No necesitas creer en algo místico para tener un altar. Basta con creer en ti. En tu necesidad de espacio, en tu deseo de silencio, en tu capacidad de encontrar belleza en lo pequeño. Un altar moderno no busca respuestas fuera, sino dentro. Te ofrece un punto de encuentro contigo misma, una pausa entre lo que haces y lo que sientes.
Y tal vez esa sea la verdadera espiritualidad contemporánea: no seguir rituales impuestos, sino crear los propios. Ritualizar lo cotidiano, encontrar significado en los gestos simples. Convertir un rincón de la casa en un reflejo de tu interior, donde cada objeto tiene un propósito y cada vela encendida es una forma de decir “estoy aquí”.
El altar no es un lugar de adoración, sino de presencia. No exige nada, no juzga, no impone. Solo invita. Invita a mirar hacia dentro, a reconocer lo que vibra, a detenerte y recordar que la calma también se puede construir.
Quizás por eso, cuando la llama parpadea y proyecta sombras suaves sobre las paredes, se siente una sensación de equilibrio difícil de explicar. Es como si el fuego hablara un lenguaje antiguo que todos recordamos, aunque no sepamos traducirlo. Es el lenguaje de lo sagrado cotidiano: el que habita en lo simple, en lo que está frente a ti, en lo que puedes tocar.
Y cuando terminas tu día y apagas la vela, el humo que se eleva no marca un final, sino una continuidad.

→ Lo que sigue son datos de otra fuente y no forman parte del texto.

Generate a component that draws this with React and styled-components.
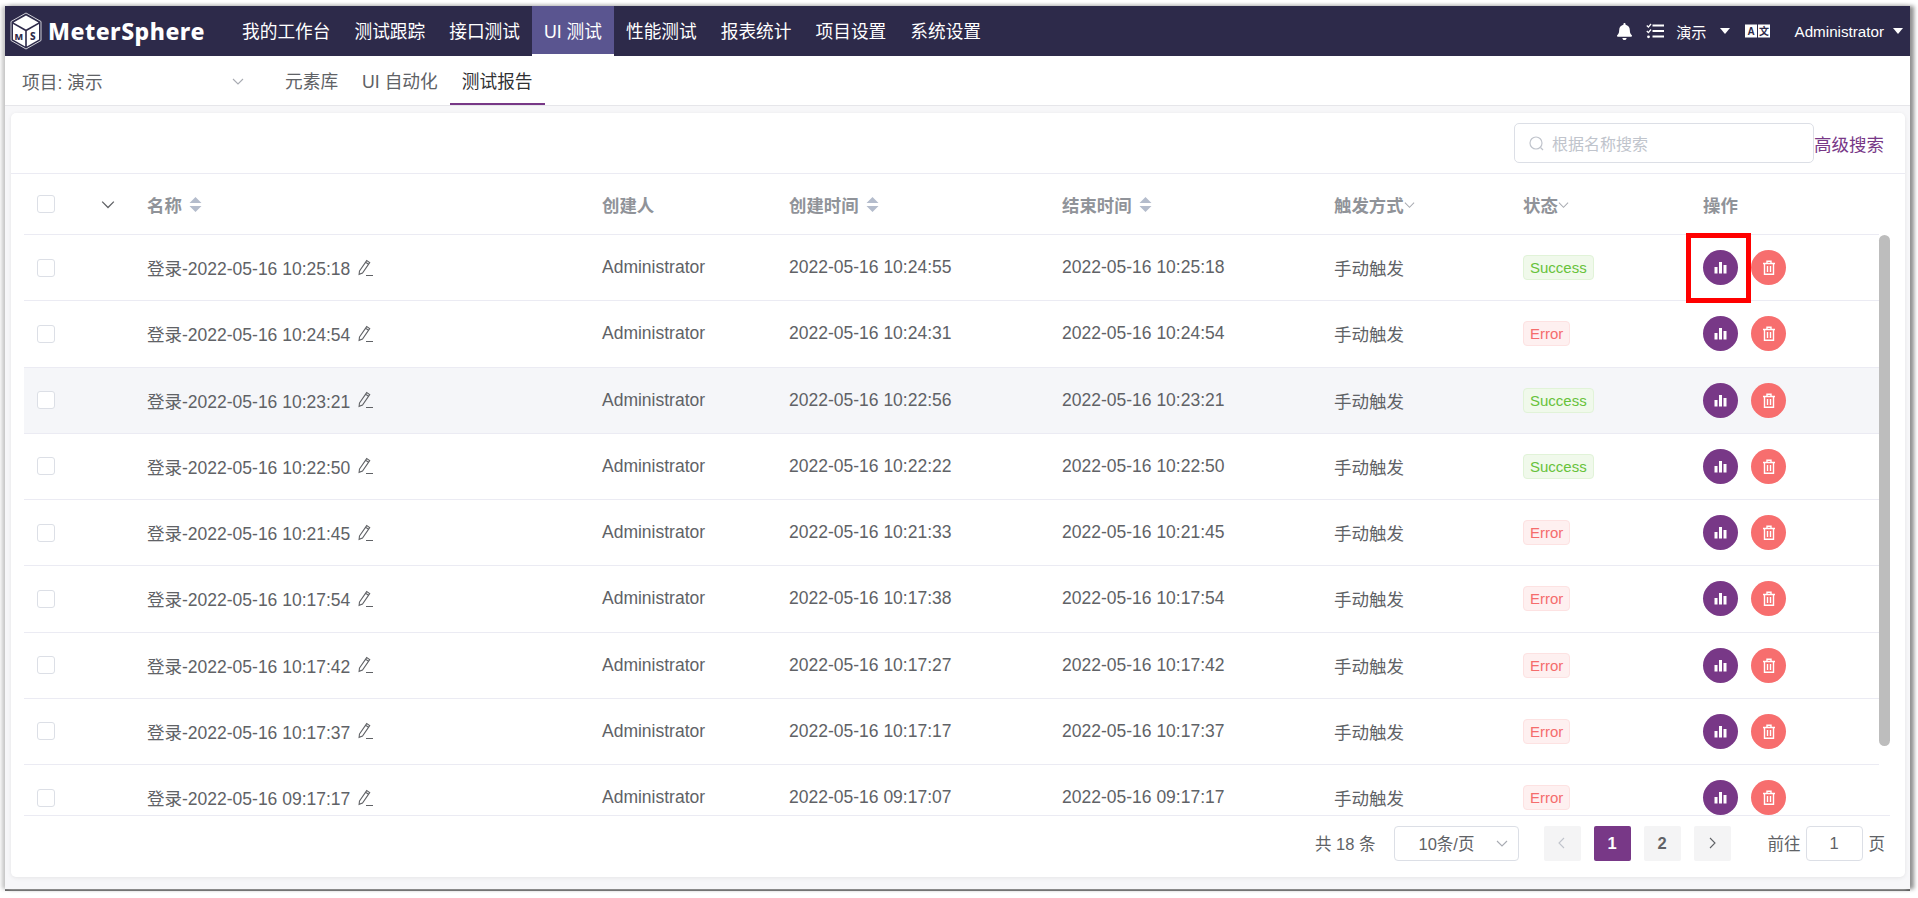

Ese instante se vuelve una pequeña ceremonia íntima, una forma de cerrar el ciclo y agradecer. Porque, al final, crear un altar moderno no es un acto espiritual en el sentido tradicional, sino un acto de amor propio. Una forma de reconocerte, de cuidarte, de darte espacio para existir sin exigencias.
No importa si tu altar es grande o pequeño, si tiene muchos objetos o solo una vela. Lo que importa es lo que representa: una pausa, una intención, una luz encendida en medio de la rutina. Y con el tiempo, descubres que ese espacio no está realmente afuera, en una mesa o una repisa, sino dentro de ti.
El altar eres tú. Cada respiración, cada pensamiento consciente, cada momento en que decides mirar hacia adentro. Todo eso también es ritual. Todo eso también es sagrado.